WORK TO COMPLETE:
Quote, verbatim, all material below, without pictures.

COLLECTED DATA:
## start

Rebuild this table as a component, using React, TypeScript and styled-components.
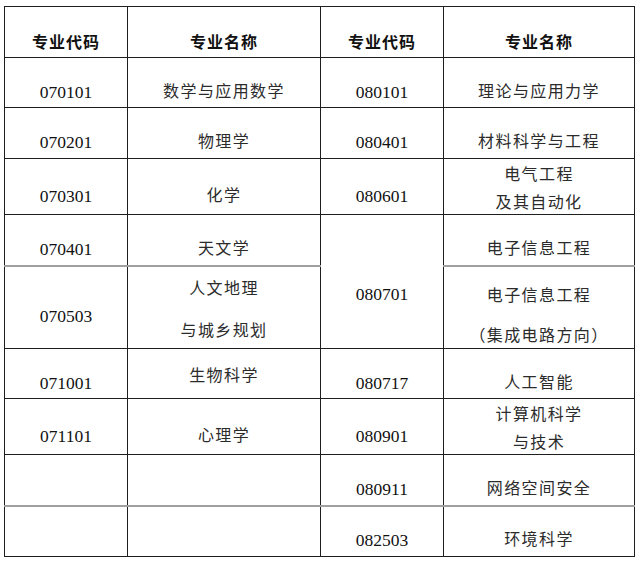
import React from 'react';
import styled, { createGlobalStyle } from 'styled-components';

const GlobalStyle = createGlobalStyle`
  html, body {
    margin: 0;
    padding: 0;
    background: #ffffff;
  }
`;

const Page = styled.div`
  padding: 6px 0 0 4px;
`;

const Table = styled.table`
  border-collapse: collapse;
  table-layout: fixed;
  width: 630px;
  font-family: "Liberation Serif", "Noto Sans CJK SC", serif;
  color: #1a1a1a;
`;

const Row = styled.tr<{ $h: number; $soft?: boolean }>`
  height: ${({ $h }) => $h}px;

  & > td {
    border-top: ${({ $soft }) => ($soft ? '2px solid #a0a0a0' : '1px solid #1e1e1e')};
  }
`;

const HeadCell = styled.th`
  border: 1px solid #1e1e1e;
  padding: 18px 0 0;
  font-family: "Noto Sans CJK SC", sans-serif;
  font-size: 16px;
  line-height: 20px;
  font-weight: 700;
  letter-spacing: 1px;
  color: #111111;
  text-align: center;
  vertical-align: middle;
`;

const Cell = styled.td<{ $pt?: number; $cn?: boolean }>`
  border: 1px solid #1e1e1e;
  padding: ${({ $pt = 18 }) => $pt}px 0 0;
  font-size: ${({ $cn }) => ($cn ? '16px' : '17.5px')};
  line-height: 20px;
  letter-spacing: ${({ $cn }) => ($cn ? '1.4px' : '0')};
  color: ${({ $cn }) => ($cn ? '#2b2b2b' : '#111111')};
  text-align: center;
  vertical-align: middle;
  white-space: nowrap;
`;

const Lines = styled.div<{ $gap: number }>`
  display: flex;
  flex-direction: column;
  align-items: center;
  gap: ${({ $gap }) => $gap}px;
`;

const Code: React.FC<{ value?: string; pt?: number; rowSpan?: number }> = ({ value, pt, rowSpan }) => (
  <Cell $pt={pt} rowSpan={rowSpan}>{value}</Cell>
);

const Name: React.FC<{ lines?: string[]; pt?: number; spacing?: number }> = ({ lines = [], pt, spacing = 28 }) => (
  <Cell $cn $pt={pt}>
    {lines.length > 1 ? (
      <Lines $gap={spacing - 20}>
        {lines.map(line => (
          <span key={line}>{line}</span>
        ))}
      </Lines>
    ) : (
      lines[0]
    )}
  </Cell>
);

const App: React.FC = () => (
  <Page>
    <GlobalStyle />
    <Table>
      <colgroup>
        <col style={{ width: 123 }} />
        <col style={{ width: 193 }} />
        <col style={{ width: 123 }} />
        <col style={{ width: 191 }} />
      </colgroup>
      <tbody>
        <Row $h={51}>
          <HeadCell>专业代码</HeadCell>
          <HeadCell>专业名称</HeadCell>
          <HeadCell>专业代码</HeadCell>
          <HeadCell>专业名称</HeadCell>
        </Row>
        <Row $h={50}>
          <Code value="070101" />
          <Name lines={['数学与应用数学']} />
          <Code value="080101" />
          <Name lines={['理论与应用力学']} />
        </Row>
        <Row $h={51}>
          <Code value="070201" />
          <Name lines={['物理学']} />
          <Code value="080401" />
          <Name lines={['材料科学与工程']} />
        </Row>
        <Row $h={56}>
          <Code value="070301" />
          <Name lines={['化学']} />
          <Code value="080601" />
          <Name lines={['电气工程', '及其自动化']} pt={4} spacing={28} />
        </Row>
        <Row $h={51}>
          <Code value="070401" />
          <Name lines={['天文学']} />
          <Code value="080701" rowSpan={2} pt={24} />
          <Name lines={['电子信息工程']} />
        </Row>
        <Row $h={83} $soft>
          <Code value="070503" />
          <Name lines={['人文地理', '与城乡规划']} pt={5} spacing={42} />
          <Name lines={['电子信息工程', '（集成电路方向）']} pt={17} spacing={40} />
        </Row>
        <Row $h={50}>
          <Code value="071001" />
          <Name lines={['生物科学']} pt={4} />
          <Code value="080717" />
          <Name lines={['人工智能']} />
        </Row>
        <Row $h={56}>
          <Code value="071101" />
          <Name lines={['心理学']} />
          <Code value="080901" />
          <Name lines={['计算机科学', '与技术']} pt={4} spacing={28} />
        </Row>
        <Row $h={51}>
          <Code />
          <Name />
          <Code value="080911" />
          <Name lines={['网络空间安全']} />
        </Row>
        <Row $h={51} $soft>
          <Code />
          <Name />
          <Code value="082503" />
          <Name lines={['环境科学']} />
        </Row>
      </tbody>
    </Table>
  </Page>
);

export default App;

## end

EXPECTED ANSWER:
Rebuild this table as a component, using React, TypeScript and styled-components.
import React from 'react';
import styled, { createGlobalStyle } from 'styled-components';

const GlobalStyle = createGlobalStyle`
  html, body {
    margin: 0;
    padding: 0;
    background: #ffffff;
  }
`;

const Page = styled.div`
  padding: 6px 0 0 4px;
`;

const Table = styled.table`
  border-collapse: collapse;
  table-layout: fixed;
  width: 630px;
  font-family: "Liberation Serif", "Noto Sans CJK SC", serif;
  color: #1a1a1a;
`;

const Row = styled.tr<{ $h: number; $soft?: boolean }>`
  height: ${({ $h }) => $h}px;

  & > td {
    border-top: ${({ $soft }) => ($soft ? '2px solid #a0a0a0' : '1px solid #1e1e1e')};
  }
`;

const HeadCell = styled.th`
  border: 1px solid #1e1e1e;
  padding: 18px 0 0;
  font-family: "Noto Sans CJK SC", sans-serif;
  font-size: 16px;
  line-height: 20px;
  font-weight: 700;
  letter-spacing: 1px;
  color: #111111;
  text-align: center;
  vertical-align: middle;
`;

const Cell = styled.td<{ $pt?: number; $cn?: boolean }>`
  border: 1px solid #1e1e1e;
  padding: ${({ $pt = 18 }) => $pt}px 0 0;
  font-size: ${({ $cn }) => ($cn ? '16px' : '17.5px')};
  line-height: 20px;
  letter-spacing: ${({ $cn }) => ($cn ? '1.4px' : '0')};
  color: ${({ $cn }) => ($cn ? '#2b2b2b' : '#111111')};
  text-align: center;
  vertical-align: middle;
  white-space: nowrap;
`;

const Lines = styled.div<{ $gap: number }>`
  display: flex;
  flex-direction: column;
  align-items: center;
  gap: ${({ $gap }) => $gap}px;
`;

const Code: React.FC<{ value?: string; pt?: number; rowSpan?: number }> = ({ value, pt, rowSpan }) => (
  <Cell $pt={pt} rowSpan={rowSpan}>{value}</Cell>
);

const Name: React.FC<{ lines?: string[]; pt?: number; spacing?: number }> = ({ lines = [], pt, spacing = 28 }) => (
  <Cell $cn $pt={pt}>
    {lines.length > 1 ? (
      <Lines $gap={spacing - 20}>
        {lines.map(line => (
          <span key={line}>{line}</span>
        ))}
      </Lines>
    ) : (
      lines[0]
    )}
  </Cell>
);

const App: React.FC = () => (
  <Page>
    <GlobalStyle />
    <Table>
      <colgroup>
        <col style={{ width: 123 }} />
        <col style={{ width: 193 }} />
        <col style={{ width: 123 }} />
        <col style={{ width: 191 }} />
      </colgroup>
      <tbody>
        <Row $h={51}>
          <HeadCell>专业代码</HeadCell>
          <HeadCell>专业名称</HeadCell>
          <HeadCell>专业代码</HeadCell>
          <HeadCell>专业名称</HeadCell>
        </Row>
        <Row $h={50}>
          <Code value="070101" />
          <Name lines={['数学与应用数学']} />
          <Code value="080101" />
          <Name lines={['理论与应用力学']} />
        </Row>
        <Row $h={51}>
          <Code value="070201" />
          <Name lines={['物理学']} />
          <Code value="080401" />
          <Name lines={['材料科学与工程']} />
        </Row>
        <Row $h={56}>
          <Code value="070301" />
          <Name lines={['化学']} />
          <Code value="080601" />
          <Name lines={['电气工程', '及其自动化']} pt={4} spacing={28} />
        </Row>
        <Row $h={51}>
          <Code value="070401" />
          <Name lines={['天文学']} />
          <Code value="080701" rowSpan={2} pt={24} />
          <Name lines={['电子信息工程']} />
        </Row>
        <Row $h={83} $soft>
          <Code value="070503" />
          <Name lines={['人文地理', '与城乡规划']} pt={5} spacing={42} />
          <Name lines={['电子信息工程', '（集成电路方向）']} pt={17} spacing={40} />
        </Row>
        <Row $h={50}>
          <Code value="071001" />
          <Name lines={['生物科学']} pt={4} />
          <Code value="080717" />
          <Name lines={['人工智能']} />
        </Row>
        <Row $h={56}>
          <Code value="071101" />
          <Name lines={['心理学']} />
          <Code value="080901" />
          <Name lines={['计算机科学', '与技术']} pt={4} spacing={28} />
        </Row>
        <Row $h={51}>
          <Code />
          <Name />
          <Code value="080911" />
          <Name lines={['网络空间安全']} />
        </Row>
        <Row $h={51} $soft>
          <Code />
          <Name />
          <Code value="082503" />
          <Name lines={['环境科学']} />
        </Row>
      </tbody>
    </Table>
  </Page>
);

export default App;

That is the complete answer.